Was the Applicant unfairly dismissed?

[58] Having found that the Applicant’s dismissal was not a case of genuine redundancy I must now consider if he was unfairly dismissed.

[59] There is no dispute that the Applicant is protected from unfair dismissal and that his application was made within the requisite time period.

[60] In determining if the dismissal was harsh, unjust or unreasonable consideration must be given to those matters set out in s.387(a)-(h) of the Act.

Valid reason (s.387(a))

[61] The meaning of ‘valid reason’ was considered in Selvachandran v Peteron Plastics Pty Ltd where Northrop J held that:

    the adjective ‘‘valid’’ should be given the meaning of sound, defensible or well founded. A reason which is capricious, fanciful, spiteful or prejudiced could never be a valid reason... 15

[62] In this case there is no reason put forward for the dismissal of the Applicant except that he was no longer required because of the operational needs of the business. I have found above, however, that there was no genuine redundancy.

[63] Regardless of that finding there is no sound, defensible or well founded reason based on the capacity or conduct of the Applicant for his dismissal. 16

[64] The Applicant received a written warning from the Respondent on 20 March 2013. There is some dispute as to whether he received the letter during or after the meeting on that day although this is not relevant. Mr Sullivan says that Mr McCabe, the Applicant’s supervisor, spoke to the Applicant about the types of matters in the warning after the warning was issued. There is no evidence that matters were so serious that the Respondent needed to issue any further formal warning to the Applicant or take any specific action on the matter. Further there is no direct evidence from Mr McCabe with respect to matters of attendance being raised with the Applicant after this initial warning. Whilst some diary entries after 20 March 2013 indicate that the Applicant was late or did not attend work these entries were not attested to by anyone for the Respondent and whoever made them was not subject to cross examination. I do not consider that the one formal warning given to the Applicant provides a valid reason for his dismissal.

[65] I find there was no valid reason for the dismissal of the Applicant relating to his capacity or conduct.

Notification and an opportunity to respond (s.387(b) & (c))

[66] These matters go to whether or not the Applicant was afforded procedural fairness in relation to his dismissal related to his capacity or conduct.

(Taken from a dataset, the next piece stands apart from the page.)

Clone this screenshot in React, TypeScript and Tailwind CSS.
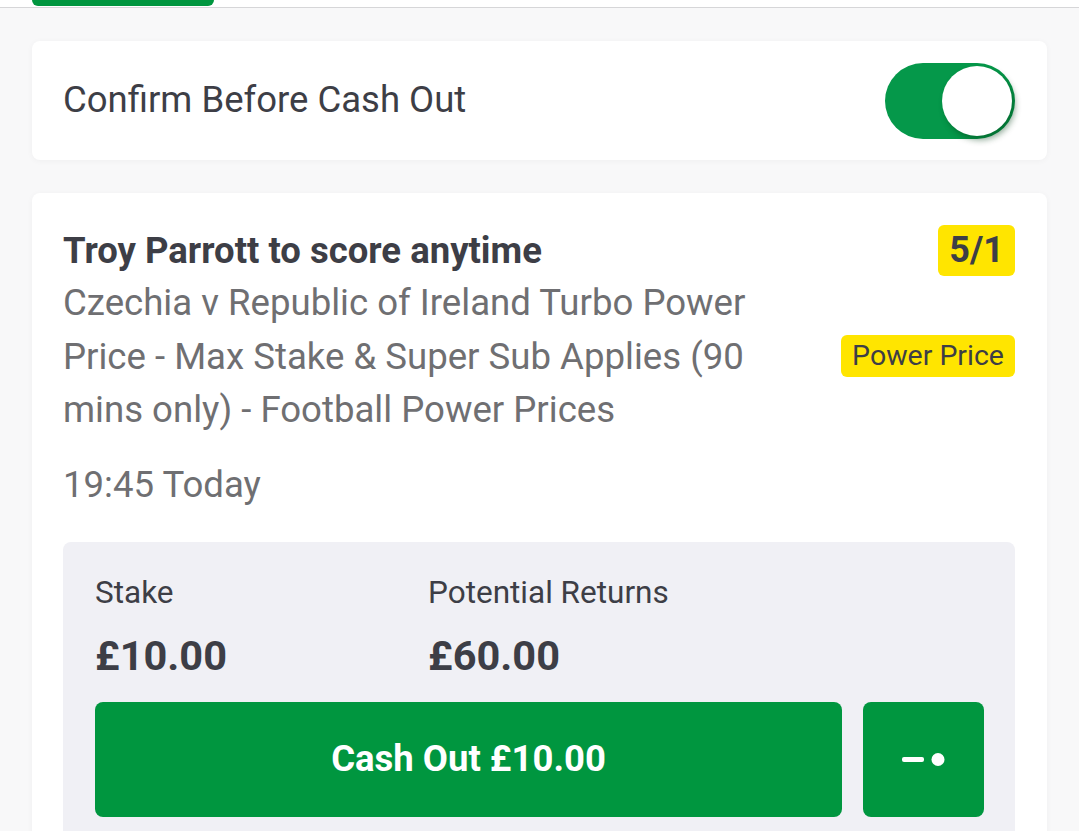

[67] The Applicant was not notified of any reason for his dismissal related to his capacity or conduct nor given an opportunity to respond to such a reason. He was notified of a reason for his dismissal related to the operational needs of the business.

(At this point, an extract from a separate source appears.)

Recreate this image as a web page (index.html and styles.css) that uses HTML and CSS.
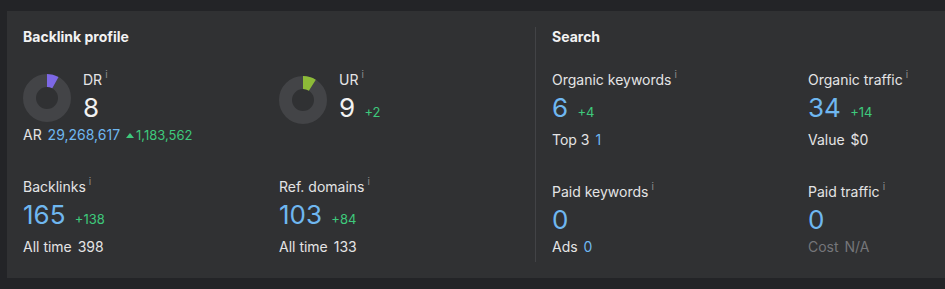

[68] The process used by the Respondent would not, in any event, withstand scrutiny. The Applicant was not advised of the purpose of the meeting he attended with Mr Sullivan, the meeting apparently did not take very long and the Applicant was given no more information other than that he was made redundant.

Support person (s.387(d))

[69] The actions of the Respondent denied the Applicant the opportunity to bring a support person with him to the meeting. However the Applicant did not request that the meeting adjourn so he could get a support person. I do not consider this to be a factor in reaching my conclusion.

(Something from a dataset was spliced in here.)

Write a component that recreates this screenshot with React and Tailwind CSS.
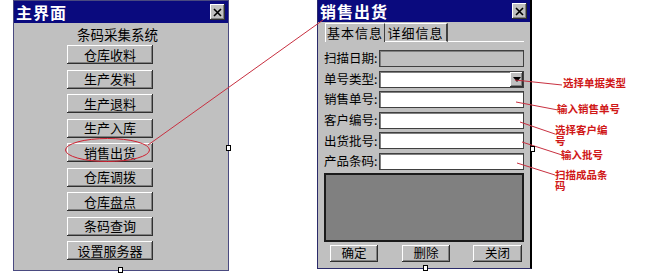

Unsatisfactory performance (s.387(e))

[70] The Applicant’s dismissal did not relate to his unsatisfactory performance. This is not relevant to my consideration

Size of the enterprise and access to human resource management expertise (s.387(f) & (g))

[71] The Respondent is a reasonable sized enterprise employing between 150 - 300 employees. It has operations in multiple states.

[72] The Respondent has made no submissions on these matters. I therefore consider the matter as neutral in my consideration.

Other matters (s.387(h))

[73] There was no valid reason for the dismissal of the Applicant relating to his capacity or conduct.

[74] The Applicant submits that, pursuant to the requirements of the Accident Compensation Act 1985 (Vic) (the Accident Compensation Act) the Respondent is required to provide an injured worker with suitable work if the worker has an incapacity or with his/her pre-injury work or equivalent when they have returned to full capacity (s.194(2)) for a period of 52 weeks following notification of an injury or the making of a claim that is accepted (s.194(1)). The Applicant relies on s.194-196 of the Accident Compensation Act. The Applicant says his employment was terminated within this 52 week period.

[75] Contrary to the submissions of the Respondent there is nothing to suggest that the obligation created by the Act ends once an employee has a certificate of capacity indicating the worker can return to his/her pre-injury duties.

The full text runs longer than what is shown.